Indeed, the same New York state Court of Appeals has also long held that a witness’s invocation of the Fifth in a civil case “allows the trier of fact to draw the strongest inference against him that the opposing evidence in the record permits.”

That may be a problem for Trump. And his lawyers probably knew it well in advance.

But it’s probably an acceptable risk in this situation. When it comes to the Fifth Amendment, most of the time, the witness and his or her attorney decide to decline to answer questions and assert the privilege. But that raises the issue of possible abuse: The witness isn’t talking, and the lawyer isn’t, either. How, then, do we know whether the witness correctly invoked the privilege or unfairly took advantage of the right?

It’s difficult to police, because most of the time, no one finds out the information since the witness has remained silent.

In his statement attacking the New York attorney general and her investigation, Trump didn’t provide specifics about how the deposition questions posed a threat. No surprise there: It wouldn’t make much sense to invoke the Fifth at a deposition and then disclose the information he held back in a press release. He said only that he “declined to answer the questions under the rights and privileges afforded to every citizen under the United States Constitution.”

Many who aren’t fans of the former president may think his decision not to talk is just a cop-out. Possibly. But it could also be a legitimate assertion of his privilege against self-incrimination. Either way, it was a smart move. Others may think he did it only because he knows he’s guilty. But here’s the thing: Trump doesn’t need to actually believe he’s guilty of a crime to assert the Fifth Amendment. He just needs to believe it could hurt him if he answers the questions. And the courts will give him the benefit of the doubt.

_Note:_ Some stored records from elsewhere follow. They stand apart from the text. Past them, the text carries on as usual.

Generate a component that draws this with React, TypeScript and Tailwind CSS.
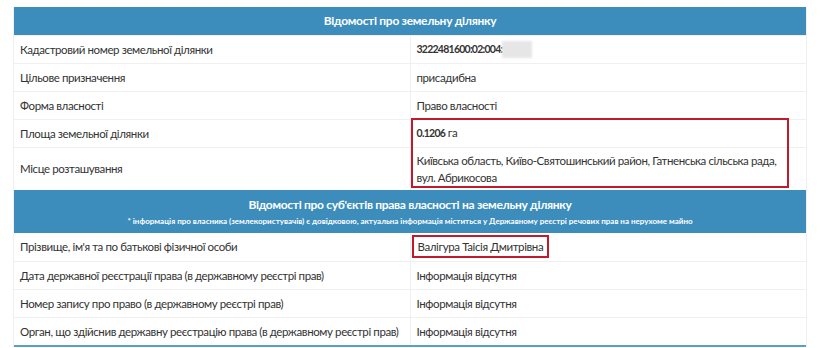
const rowsTop: [string, React.ReactNode][] = [
  [
    "Кадастровий номер земельної ділянки",
    <span className="font-bold text-[10.5px] tracking-[-0.75px]">
      3222481600:02:004:
      <span className="inline-block align-middle w-[30px] h-[17px] bg-[#e6e6e6] blur-[1px]" />
    </span>,
  ],
  ["Цільове призначення", "присадибна"],
  ["Форма власності", "Право власності"],
];

const rowsBottom: string[] = [
  "Дата державної реєстрації права (в державному реєстрі прав)",
  "Номер запису про право (в державному реєстрі прав)",
  "Орган, що здійснив державну реєстрацію права (в державному реєстрі прав)",
];

const Row = ({ label, value, tall }: { label: string; value: React.ReactNode; tall?: boolean }) => (
  <tr className="border-t border-[#f0f0f0]">
    <td className={`w-[397px] pl-[6px] align-middle whitespace-nowrap ${tall ? "h-[43px]" : "h-[28px]"}`}>{label}</td>
    <td className="border-l border-[#f0f0f0] pl-[6px] pr-[6px] align-middle">{value}</td>
  </tr>
);

export default function App() {
  return (
    <div className="w-[820px] h-[348px] bg-white pt-[7px] pl-[13px] text-[#333] text-[11.5px] tracking-[-0.4px] leading-[17px] font-['Lato','Liberation_Sans',sans-serif]">
      <div className="relative w-[794px] border-x border-[#f0f0f0]">
        <table className="w-full border-collapse table-fixed">
          <tbody>
            <tr>
              <th colSpan={2} className="h-[28px] bg-[#3c8dbc] text-white font-bold text-[12px] tracking-[-0.3px] text-center">
                Відомості про земельну ділянку
              </th>
            </tr>
            {rowsTop.map(([l, v]) => (
              <Row key={l} label={l} value={v} />
            ))}
            <Row
              label="Площа земельної ділянки"
              value={
                <span>
                  <span className="font-bold text-[10.5px] tracking-[-0.7px]">0.1206</span> га
                </span>
              }
            />
            <Row
              tall
              label="Місце розташування"
              value={
                <>
                  Київська область, Київо-Святошинський район, Гатненська сільська рада,
                  <br />
                  вул. Абрикосова
                </>
              }
            />
            <tr>
              <th colSpan={2} className="h-[43px] bg-[#3c8dbc] text-white text-center align-top pt-[6px]">
                <div className="font-bold text-[12px] tracking-[-0.3px] leading-[17px]">
                  Відомості про суб'єктів права власності на земельну ділянку
                </div>
                <div className="font-bold text-[8px] tracking-normal leading-[12px] mt-[2px]">
                  * інформація про власника (землекористувачів) є довідковою, актуальна інформація міститься у Державному реєстрі речових прав на нерухоме майно
                </div>
              </th>
            </tr>
            <tr>
              <td className="h-[28px] pl-[6px] align-middle whitespace-nowrap">Прізвище, ім'я та по батькові фізичної особи</td>
              <td className="border-l border-[#f0f0f0] pl-[1px] align-middle">
                <span className="inline-block border-2 border-[#c01a2c] px-[4px] leading-[19px]">Валігура Таісія Дмитрівна</span>
              </td>
            </tr>
            {rowsBottom.map((l) => (
              <Row key={l} label={l} value="Інформація відсутня" />
            ))}
          </tbody>
        </table>
        <div className="border-b-2 border-[#5b9ec7]" />
        <div className="absolute left-[397px] top-[111px] w-[378px] h-[70px] border-2 border-[#c01a2c] pointer-events-none" />
      </div>
    </div>
  );
}
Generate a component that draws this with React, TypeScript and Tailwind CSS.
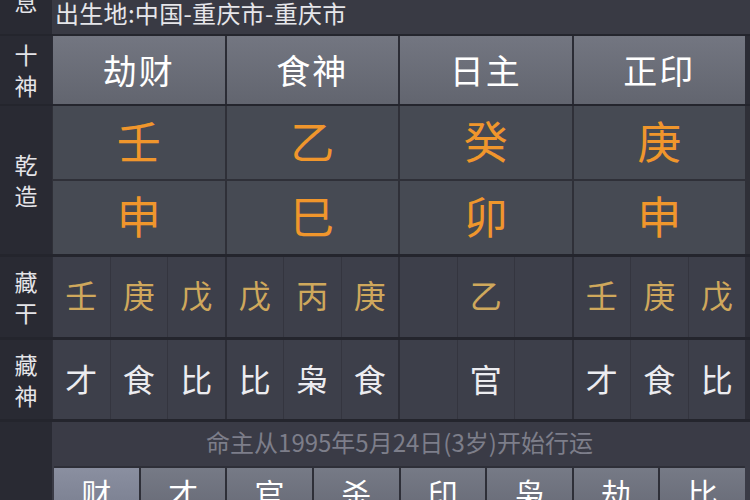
import React from "react";

const FONT = { fontFamily: '"Noto Sans CJK SC", "Noto Sans", sans-serif' };

const TEN_GODS = ["劫财", "食神", "日主", "正印"];
const STEMS = ["壬", "乙", "癸", "庚"];
const BRANCHES = ["申", "巳", "卯", "申"];
const HIDDEN_STEMS = [
  ["壬", "庚", "戊"],
  ["戊", "丙", "庚"],
  ["", "乙", ""],
  ["壬", "庚", "戊"],
];
const HIDDEN_GODS = [
  ["才", "食", "比"],
  ["比", "枭", "食"],
  ["", "官", ""],
  ["才", "食", "比"],
];
const TABS = ["财", "才", "官", "杀", "印", "枭", "劫", "比"];

function Label({ text }: { text: string }) {
  return (
    <div className="w-[52px] shrink-0 bg-[#292a33] flex flex-col items-center justify-center text-[23px] leading-[31px] text-[#e4e4e8]">
      {text.split("").map((c, i) => (
        <span key={i}>{c}</span>
      ))}
    </div>
  );
}

export default function App() {
  return (
    <div
      className="w-[750px] h-[500px] overflow-hidden bg-[#24252d] flex flex-col"
      style={FONT}
    >
      {/* birth place */}
      <div className="h-[34px] flex shrink-0 bg-[#393a44]">
        <div className="w-[52px] shrink-0 bg-[#292a33] flex justify-center overflow-hidden">
          <span className="text-[23px] leading-[29px] text-[#e4e4e8] -mt-[13px]">息</span>
        </div>
        <div className="pl-[3px] pt-[1px] text-[24px] leading-[24px] text-[#e6e6ea] tracking-[0.3px]">
          出生地:中国-重庆市-重庆市
        </div>
      </div>

      {/* ten gods header */}
      <div className="h-[68px] mt-[2px] flex shrink-0">
        <Label text="十神" />
        <div className="flex-1 grid grid-cols-4 gap-[2px] pl-[1px] pr-[5px] bg-[#2b2c35]">
          {TEN_GODS.map((t) => (
            <div
              key={t}
              className="flex items-center justify-center pb-[2px] bg-gradient-to-b from-[#737681] to-[#62656f] text-[34px] tracking-[2px] text-white"
            >
              {t}
            </div>
          ))}
        </div>
      </div>

      {/* stems / branches */}
      <div className="h-[148px] mt-[2px] flex shrink-0">
        <Label text="乾造" />
        <div className="flex-1 grid grid-cols-4 grid-rows-2 gap-[2px] pl-[1px] pr-[5px] bg-[#2f3038]">
          {[...STEMS, ...BRANCHES].map((c, i) => (
            <div
              key={i}
              className="flex items-center justify-center pb-[6px] bg-[#464a53] text-[44px] leading-none text-[#f0962c]"
            >
              {c}
            </div>
          ))}
        </div>
      </div>

      {/* hidden stems */}
      <div className="h-[80px] mt-[3px] flex shrink-0">
        <Label text="藏干" />
        <div className="flex-1 grid grid-cols-4 gap-[2px] pl-[1px] pr-[5px] bg-[#2c2d36]">
          {HIDDEN_STEMS.map((group, gi) => (
            <div key={gi} className="grid grid-cols-3 gap-[1px] bg-[#34353f]">
              {group.map((c, i) => (
                <div
                  key={i}
                  className="flex items-center justify-center pb-[6px] bg-[#3d3f4a] text-[32px] leading-none text-[#cfa85c]"
                >
                  {c}
                </div>
              ))}
            </div>
          ))}
        </div>
      </div>

      {/* hidden gods */}
      <div className="h-[79px] mt-[3px] flex shrink-0">
        <Label text="藏神" />
        <div className="flex-1 grid grid-cols-4 gap-[2px] pl-[1px] pr-[5px] bg-[#2c2d36]">
          {HIDDEN_GODS.map((group, gi) => (
            <div key={gi} className="grid grid-cols-3 gap-[1px] bg-[#34353f]">
              {group.map((c, i) => (
                <div
                  key={i}
                  className="flex items-center justify-center pb-[4px] bg-[#3d3f4a] text-[32px] leading-none text-[#ececf0]"
                >
                  {c}
                </div>
              ))}
            </div>
          ))}
        </div>
      </div>

      {/* luck start + tabs */}
      <div className="flex-1 mt-[3px] flex">
        <div className="w-[52px] shrink-0 bg-[#292a33]" />
        <div className="flex-1 flex flex-col bg-[#3a3b46] pl-[2px] pr-[5px]">
          <div className="h-[44px] shrink-0 flex items-center justify-center pb-[4px] text-[24px] text-[#7d7e8a]">
            命主从1995年5月24日(3岁)开始行运
          </div>
          <div className="flex-1 grid grid-cols-8 gap-[2px] bg-[#2e2f38] pt-[2px]">
            {TABS.map((t, i) => (
              <div
                key={t}
                className={
                  i === 0
                    ? "flex justify-center pt-[4px] bg-gradient-to-b from-[#8a8fa0] to-[#7a7f90] text-[30px] leading-[40px] text-white"
                    : "flex justify-center pt-[4px] bg-gradient-to-b from-[#767a86] to-[#686b77] text-[30px] leading-[40px] text-white"
                }
              >
                {t}
              </div>
            ))}
          </div>
        </div>
      </div>
    </div>
  );
}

It’s true that the witness and the attorney make that initial choice to assert the privilege, but ultimately, the court determines whether the witness properly invoked the right. As the Supreme Court has put it, “to sustain the privilege, it need only be evident from the implications of the question, in the setting in which it is asked, that a responsive answer to the question or an explanation of why it cannot be answered might be dangerous because injurious disclosure could result.” 

The protection extends to direct incriminating answers and responses that could establish a “link in the chain of evidence” necessary to prosecute the witness.

A court would almost surely conclude that Trump properly invoked the Fifth Amendment.

A court has to determine whether the witness has a reasonable basis to fear danger from giving answers or is “clearly mistaken“ about the potential consequences of testifying. The Supreme Court has also suggested that the true test is “whether the claimant is confronted by substantial and ‘real,’ and not merely trifling or imaginary, hazards of incrimination.”

And a court would almost surely conclude that Trump properly invoked the Fifth Amendment, because this isn’t a case in which a witness has an imaginary or generalized concern that providing information to the attorney general could be incriminating. Trump has a real and substantial fear of prosecution, because he, his companies and his family have been under investigation for years and are still exposed to criminal prosecution. 

That’s not “witch hunt” talk. Trump has been investigated criminally and civilly, by state and federal authorities, for years — the Mueller investigation, two impeachment trials and even this week’s execution of a search warrant at Mar-a-Lago by the FBI. His apprehension is real. It’s not contrived — even if it benefits him to avoid answering questions. That would be the likely conclusion if there were any challenges to his assertions of the Fifth Amendment.

That’s why Trump should have asserted the Fifth Amendment in his deposition testimony. It’s why his attorneys surely advised him to do so. If it compromises him in defending against the attorney general’s civil case, then so be it. He probably realizes he has to live with the civil consequences. The problem is that the outcome of the attorney general’s investigation could lead to criminal proceedings, with or without Trump’s silence. But for now, that must be deemed an acceptable loss.

Another common risk of invoking the Fifth is that it perks up the ears of law enforcement, who might decide to initiate an investigation. That’s not possible here: The ears of state and federal authorities have been perked up for years now. 

Declining to answer questions can’t possibly put Trump on anyone’s radar any more than he already is. It’s better for him to have left everyone guessing forever about what he was protecting than to have opened his mouth and left no doubt.